Miami again has been sued over the proposed David Beckham soccer stadium.
The latest lawsuit is the second filed against the city by the same attorney in five days and at least the fourth over stadium plans.
This time the allegation is that the failure to specify a location for a 25,000-seat stadium and at least 1 million square feet of other new real estate development on the Melreese municipal golf course should kill talks between the developer and the city.
Attorney David Winker filed the lawsuit Tuesday night, following up on a Friday filing alleging the city didn’t enforce its own law to require Beckham, his soccer partners and attorneys to register as lobbyists before speaking for the project at a City Commission meeting last July.
Winker, who left Zumpano Patricios in Coral Gables where he was partner to start his own firm, said the city charter amendment approved by voters Nov. 6 authorizing the city to negotiate a 99-year lease with Miami Freedom Park LLC is too “vague and ambiguous” to allow a lease without competitive bidding.
The city said Winker’s argument misunderstands its regulations.
The lawsuit doesn’t “depict a clear understanding of our charter and codes. We hope to have a resolution through our court system soon,” City Attorney Victoria Mendez said in an emailed statement.
Generally, cities hold competitive bidding when selling or leasing their land, but in this case the voter-approved referendum waived that requirement. The City Commission would need to approve a lease by a four-fifths vote for the project to proceed.
The soccer stadium amendment specifies that Miami Freedom Park would develop on 73 acres at 1400 NW 37th Ave. and a public park on an adjacent 58 acres, according to the complaint.
The City Commission in July approved a resolution authorizing the referendum and specified two lots totaling 179 acres on Melreese are for the project. About 21 acres of that, however, are baseball fields and a water park would remain intact, according to Winker. But the charter amendment fails to specify exactly where the project and public park would be on the remaining acreage.
The amendment “is expressed in terms so vague that persons of common intelligence must necessarily guess at its meaning,” according to the complaint.
The two-count lawsuit asks the court to declare the amendment vague and ambiguous or require construction on the larger 131-acre parcel, which would exclude the smaller 48-acre one. That, however, “could likely be fatal” to the plans because the bigger parcel is closer to Miami International Airport possibly precluding any high-rise buildings and access from Northwest 37th Avenue, Winker said.

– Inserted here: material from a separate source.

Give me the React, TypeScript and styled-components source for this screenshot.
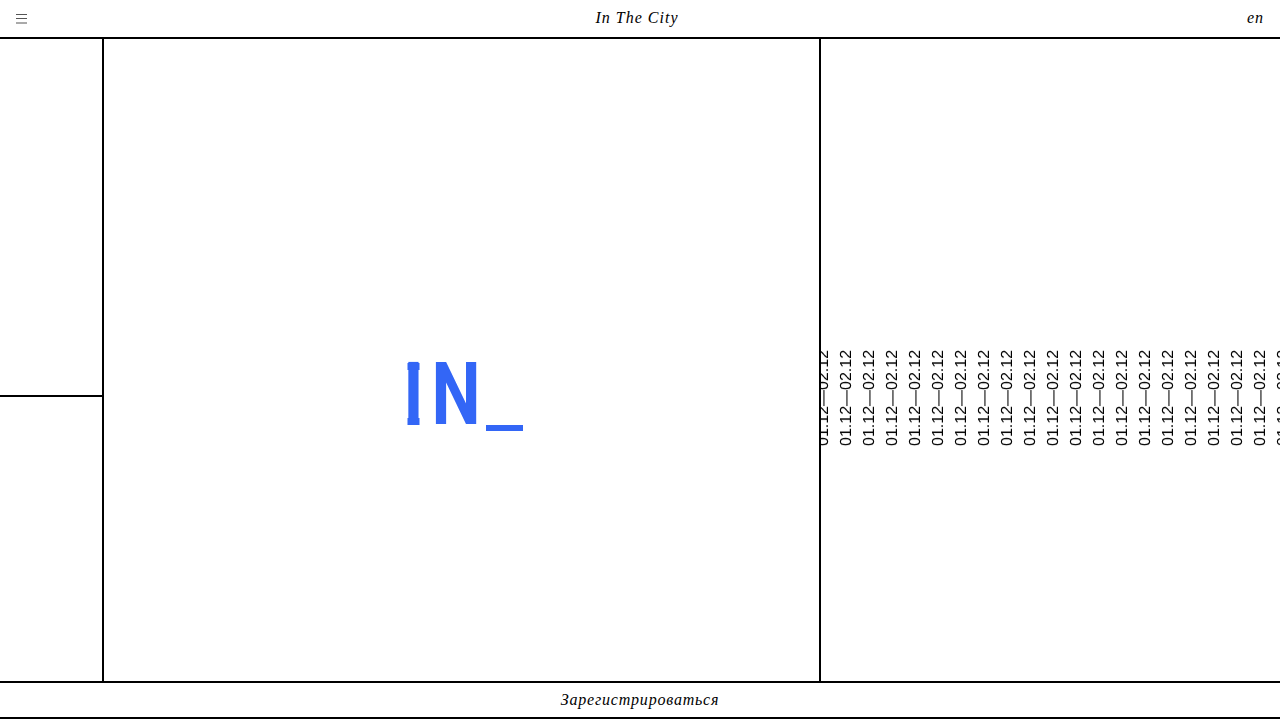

Attorneys for Miami Freedom Park, which isn’t named as a defendant in either lawsuit, said both of Winker’s lawsuits are “meritless.”
“It is unclear what motivates Winker’s opposition, but we will not let a pattern of frivolous lawsuits and allegations stand in the way of bringing major league soccer to the city of Miami,” John Shubin, a Shubin & Bass founding partner, said by email.
Winker is both plaintiff and attorney in the two cases.
Attorney Douglas Muir sued the city and its top officials last July for leasing public land without competitive bidding. Miami-Dade Circuit Judge Reemberto Diaz in August dismissed the case, and Muir has appealed.
The fourth lawsuit was filed in October by Bruce Matheson, who claimed the ballot language was misleading. General magistrate Elizabeth Schwabedissen on Nov. 27, 2018, recommended Miami Freedom Park’s motion to intervene as a defendant be granted.
Mendez, the city attorney, said this lawsuit, too, doesn’t “depict a clear understanding” of city regulations and the city hopes to resolve it through the court system as well.